|Van Hekken, Diane|
|LEGGETT, LATASHA - US Department Of Agriculture (USDA)|
Submitted to: Journal of Dairy Science
Publication Type: Peer Reviewed Journal
Publication Acceptance Date: 11/28/2013
Publication Date: 1/20/2014
Publication URL: http://handle.nal.usda.gov/10113/59480
Citation: Tomasula, P.M., Renye Jr, J.A., Van Hekken, D.L., Tunick, M.H., Kwoczak, R., Toht, M.J., Leggett, L.N., Luchansky, J.B., Porto Fett, A.C., Phillips, J.G. 2014. Effect of high pressure processing on reduction of Listeria monocytogenes in packaged Queso Fresco. Journal of Dairy Science. 97:1281-1295. DOI: 10.3168/JDS.2013-7538.

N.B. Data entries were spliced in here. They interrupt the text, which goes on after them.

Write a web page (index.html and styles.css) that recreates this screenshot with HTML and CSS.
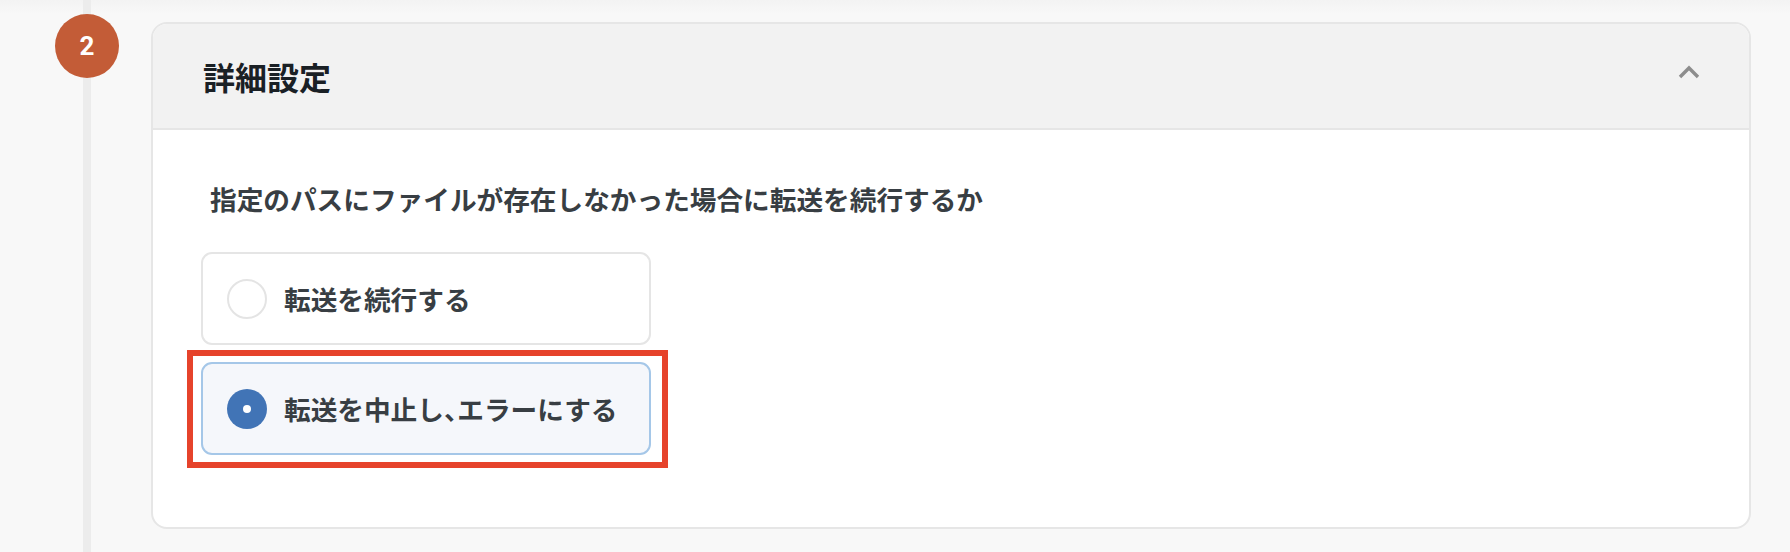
FILE: index.html
```html
<!DOCTYPE html>
<html lang="ja">
<head>
<meta charset="utf-8">
<link rel="stylesheet" href="styles.css">
</head>
<body>
<div class="page">
  <div class="timeline">
    <div class="step">2</div>
  </div>
  <section class="card">
    <header class="card-header">
      <h2 class="card-title">詳細設定</h2>
      <svg class="chevron" width="22" height="14" viewBox="0 0 22 14"><path d="M2 12 L11 3 L20 12" fill="none" stroke="#8d8d8d" stroke-width="3.4"/></svg>
    </header>
    <div class="card-body">
      <p class="question">指定のパスにファイルが存在しなかった場合に転送を続行するか</p>
      <div class="options">
        <label class="option">
          <span class="radio"></span>
          <span class="option-label">転送を続行する</span>
        </label>
        <label class="option selected">
          <span class="radio"><span class="dot"></span></span>
          <span class="option-label">転送を中止し<span class="half">、</span>エラーにする</span>
          <span class="highlight"></span>
        </label>
      </div>
    </div>
  </section>
</div>
</body>
</html>
```

FILE: styles.css
```css
html, body {
  margin: 0;
  padding: 0;
}
body {
  background: linear-gradient(to bottom, #f3f3f3 0px, #f8f8f8 14px, #f8f8f8 100%);
  font-family: "Noto Sans CJK JP", "Noto Sans", sans-serif;
  width: 1790px;
  height: 552px;
  overflow: hidden;
}
.page {
  display: flex;
  align-items: flex-start;
  height: 552px;
}
.timeline {
  width: 151px;
  flex: 0 0 151px;
  height: 552px;
  background: linear-gradient(to right, transparent 83px, #ececec 83px, #ececec 91px, transparent 91px);
}
.step {
  width: 64px;
  height: 64px;
  margin: 14px 0 0 55px;
  border-radius: 50%;
  background: #c35c37;
  color: #fff;
  font-family: Roboto, "Noto Sans", sans-serif;
  font-weight: 700;
  font-size: 26px;
  display: flex;
  align-items: center;
  justify-content: center;
  line-height: 1;
}
.card {
  margin-top: 22px;
  width: 1600px;
  box-sizing: border-box;
  border: 2px solid #e6e6e6;
  border-radius: 16px;
  overflow: hidden;
  background: #fff;
}
.card-header {
  height: 104px;
  background: #f2f2f2;
  border-bottom: 2px solid #e6e6e6;
  display: flex;
  align-items: center;
  justify-content: space-between;
  padding: 0 49px 0 50px;
}
.card-title {
  margin: 0;
  font-size: 32px;
  font-weight: 700;
  color: #1a2025;
  line-height: 40px;
}
.chevron {
  display: block;
  margin-top: -8px;
}
.card-body {
  padding: 49px 48px 72px;
}
.question {
  margin: 0 0 33px 9px;
  font-size: 26.67px;
  line-height: 40px;
  font-weight: 700;
  color: #383e43;
}
.options {
  display: flex;
  flex-direction: column;
  gap: 16.67px;
}
.option {
  position: relative;
  box-sizing: border-box;
  width: 450px;
  height: 93.33px;
  border: 2px solid #e5e5e5;
  border-radius: 11px;
  background: #fff;
  display: flex;
  align-items: center;
  padding-left: 24px;
  gap: 17px;
}
.option.selected {
  background: #f5f7fb;
  border-color: #a5c7e8;
}
.radio {
  box-sizing: border-box;
  width: 40px;
  height: 40px;
  border-radius: 50%;
  border: 2px solid #e4e4e4;
  background: #fff;
  display: flex;
  align-items: center;
  justify-content: center;
  flex: 0 0 40px;
}
.selected .radio {
  border: none;
  background: #4174b6;
}
.dot {
  width: 8px;
  height: 8px;
  border-radius: 50%;
  background: #fff;
}
.option-label {
  font-size: 26.67px;
  font-weight: 700;
  color: #383e43;
  line-height: 40px;
}
.half {
  font-feature-settings: "halt" 1;
}
.highlight {
  position: absolute;
  left: -16px;
  right: -19px;
  top: -14px;
  bottom: -15px;
  border: 6px solid #e6432b;
  pointer-events: none;
}
```
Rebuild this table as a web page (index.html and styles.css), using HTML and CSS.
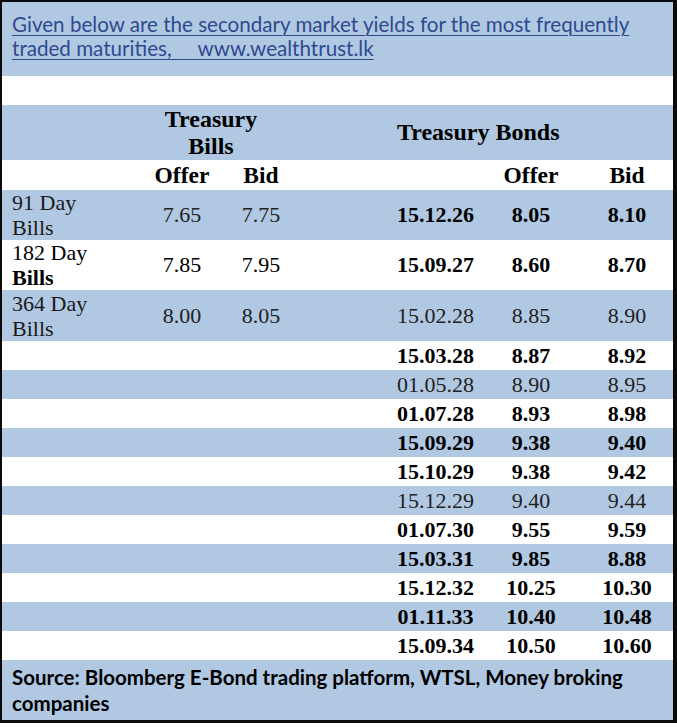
FILE: index.html
```html
<!DOCTYPE html>
<html>
<head>
<meta charset="utf-8">
<link rel="stylesheet" href="styles.css">
</head>
<body>
<div class="frame">
<table class="yields">
<colgroup>
<col class="c-label"><col class="c-boff"><col class="c-bbid"><col class="c-gap"><col class="c-date"><col class="c-off"><col class="c-bid">
</colgroup>
<tbody>
<tr class="intro blue"><td colspan="7"><p class="intro-text">Given below are the secondary market yields for the most frequently traded maturities,&nbsp;&nbsp;&nbsp;&nbsp; www.wealthtrust.lk</p></td></tr>
<tr class="spacer"><td colspan="7"></td></tr>
<tr class="head blue">
<td></td>
<td colspan="2" class="h-bills">Treasury<br>Bills</td>
<td></td>
<td colspan="3" class="h-bonds">Treasury Bonds</td>
</tr>
<tr class="sub">
<td></td><td class="num">Offer</td><td class="num">Bid</td><td></td><td></td><td class="num">Offer</td><td class="num">Bid</td>
</tr>
<tr class="bill blue">
<td class="label">91 Day<br>Bills</td><td class="num reg">7.65</td><td class="num reg">7.75</td><td></td>
<td class="num b">15.12.26</td><td class="num b">8.05</td><td class="num b">8.10</td>
</tr>
<tr class="bill">
<td class="label dark">182 Day<br><b>Bills</b></td><td class="num reg dark">7.85</td><td class="num reg dark">7.95</td><td></td>
<td class="num b">15.09.27</td><td class="num b">8.60</td><td class="num b">8.70</td>
</tr>
<tr class="bill last blue">
<td class="label">364 Day<br>Bills</td><td class="num reg">8.00</td><td class="num reg">8.05</td><td></td>
<td class="num reg">15.02.28</td><td class="num reg">8.85</td><td class="num reg">8.90</td>
</tr>
<tr class="bond"><td colspan="4"></td><td class="num b">15.03.28</td><td class="num b">8.87</td><td class="num b">8.92</td></tr>
<tr class="bond blue"><td colspan="4"></td><td class="num reg">01.05.28</td><td class="num reg">8.90</td><td class="num reg">8.95</td></tr>
<tr class="bond"><td colspan="4"></td><td class="num b">01.07.28</td><td class="num b">8.93</td><td class="num b">8.98</td></tr>
<tr class="bond blue"><td colspan="4"></td><td class="num b">15.09.29</td><td class="num b">9.38</td><td class="num b">9.40</td></tr>
<tr class="bond"><td colspan="4"></td><td class="num b">15.10.29</td><td class="num b">9.38</td><td class="num b">9.42</td></tr>
<tr class="bond blue"><td colspan="4"></td><td class="num reg">15.12.29</td><td class="num reg">9.40</td><td class="num reg">9.44</td></tr>
<tr class="bond"><td colspan="4"></td><td class="num b">01.07.30</td><td class="num b">9.55</td><td class="num b">9.59</td></tr>
<tr class="bond blue"><td colspan="4"></td><td class="num b">15.03.31</td><td class="num b">9.85</td><td class="num b">8.88</td></tr>
<tr class="bond"><td colspan="4"></td><td class="num b">15.12.32</td><td class="num b">10.25</td><td class="num b">10.30</td></tr>
<tr class="bond blue"><td colspan="4"></td><td class="num b">01.11.33</td><td class="num b">10.40</td><td class="num b">10.48</td></tr>
<tr class="bond"><td colspan="4"></td><td class="num b">15.09.34</td><td class="num b">10.50</td><td class="num b">10.60</td></tr>
<tr class="foot blue"><td colspan="7"><p class="foot-text">Source: Bloomberg E-Bond trading platform, WTSL, Money broking companies</p></td></tr>
</tbody>
</table>
</div>
</body>
</html>
```

FILE: styles.css
```css
html, body {
  margin: 0;
  padding: 0;
  background: #ffffff;
}
.frame {
  width: 671px;
  border-left: 2px solid #0a0a0a;
  border-top: 2px solid #0a0a0a;
  border-right: 4px solid #0a0a0a;
  border-bottom: 3px solid #0a0a0a;
}
.yields {
  width: 671px;
  border-collapse: collapse;
  border-spacing: 0;
  table-layout: fixed;
  font-family: "Liberation Serif", "Times New Roman", serif;
  font-size: 22px;
  color: #111;
}
.yields td {
  padding: 0;
  vertical-align: middle;
}
.c-label { width: 141px; }
.c-boff { width: 78px; }
.c-bbid { width: 80px; }
.c-gap { width: 89px; }
.c-date { width: 91px; }
.c-off { width: 100px; }
.c-bid { width: 92px; }

.blue td { background: #b1c8e3; }

.intro td { height: 74px; vertical-align: top; }
.intro-text {
  margin: 0;
  padding: 10px 10px 0 10px;
  font-family: Lato, "Open Sans", sans-serif;
  font-size: 20.6px;
  line-height: 24px;
  color: #2e4a8e;
  text-decoration: underline;
  text-decoration-thickness: 1px;
  text-underline-offset: 3px;
}
.spacer td { height: 29px; }
.head td { height: 55px; font-weight: bold; font-size: 24px; line-height: 27px; color: #000; }
.yields .h-bills { text-align: center; padding-right: 22px; }
.yields .h-bonds { text-align: left; padding-left: 7px; }
.sub td { height: 30px; font-weight: bold; font-size: 23.5px; color: #000; }
.bill td { height: 50px; }
.bill.last td { height: 51px; }
.bond td { height: 29px; }
.yields .label {
  padding-left: 10px;
  line-height: 25px;
  color: #1a1a1a;
}
.num { text-align: center; }
.reg { font-weight: normal; color: #222; }
.yields .dark { color: #000; }
.b { font-weight: bold; color: #000; }
.foot td { height: 60px; vertical-align: top; }
.foot-text {
  margin: 0;
  padding: 4px 10px 0 10px;
  font-family: Lato, "Open Sans", sans-serif;
  font-weight: bold;
  font-size: 20.5px;
  line-height: 26px;
  color: #000;
}
```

Interpretive Summary: Queso fresco (QF) is a Hispanic - style cheese that is made from pasteurized milk and is well known for its nonmelting and crumbling properties. As a fresh cheese, its moderate salt and high moisture contents make it an ideal medium for the growth of bacteria, yeasts and mold, which can cause cheese spoilage, or the growth of pathogenic bacteria, such as Listeria monocytogenes, which can cause illness in immuno-compromised people. In this study, a technique known as high hydrostatic pressure processing, HPP, which has been shown to kill bacteria on some food products, was used on QF slices that were inoculated with L. monocytogenes and then packaged. HPP was found to injure L. monocytogenes but did not kill it; it regrew slowly during refrigeration. HPP will have to be combined with another method to kill the pathogen. However, HPP does kill much of the spoilage microorganisms in QF, which can extend the shelf life of this cheese.
Technical Abstract: The effect of high hydrostatic pressure processing (HPP) on the survival of a five-strain rifampicin-resistant cocktail of Listeria monocytogenes in Queso Fresco (QF) was evaluated as a post-packaging intervention. QF was made using pasteurized, homogenized milk, was starter-free and was not pressed. In Phase 1 of this study, QF slices, 12.7 cm x 7.6 cm x 1 cm with each slice weighing from 52 to 66 g, were surface inoculated with L. monocytogenes (ca. 4.0 log10 cfu/g), individually double vacuum-packaged and stored at 4C. The slices were then warmed to either 20 or 40C, and treated using HPP at 200, 400, and 600 MPa for hold times of 5, 10, 15 or 20 min. HPP treatment at 600 MPa was effective in reducing L. monocytogenes to below the detection level of 0.91 log10 cfu/g, at all hold times and temperatures. Processing at 40C was effective at 400 MPa and hold time > 15 min but resulted in significant wheying-off and textural changes. In Phase 2, L. monocytogenes was inoculated either on the slices (ca. 4.0 log10 cfu/g) (ON) or into the curds (ca. 7.0 log10 cfu/g) (IN) before the cheese block was formed and sliced. The slices were treated at 20C and 600 MPa at hold times of 3, 10 and 20 min, reducing L. monocytogenes to below 0.91 log 10 CFU/g, and then stored at 4 and 10C for 60 d. For both treatments, L. monocytogenes became less resistant to pressure as the hold time increased with greater percentages of injured cells at 3 and 10 min than at 20 min in which the lethality of the process increased. For the IN treatment, with hold times of 3 and 10 min, growth of L. monocytogenes increased the first week of storage, but was delayed for 1 wk with hold time of 20 min. Longer lag times in growth of L. monocytogenes during storage at 4C were observed for the ON treatment at hold times of 10 and 20 min indicating that the IN treatment may have provided a more protective environment with less injury to the cells. Lag times in growth were not observed during storage of QF at 10C. While HPP reduced L. monocytogenes immediately after processing, a second preservation technique is necessary to control growth of L. monocytogenes during cold storage. However, the results also showed that HPP would be effective for slowing the growth of microorganisms which can shorten the shelf life of QF.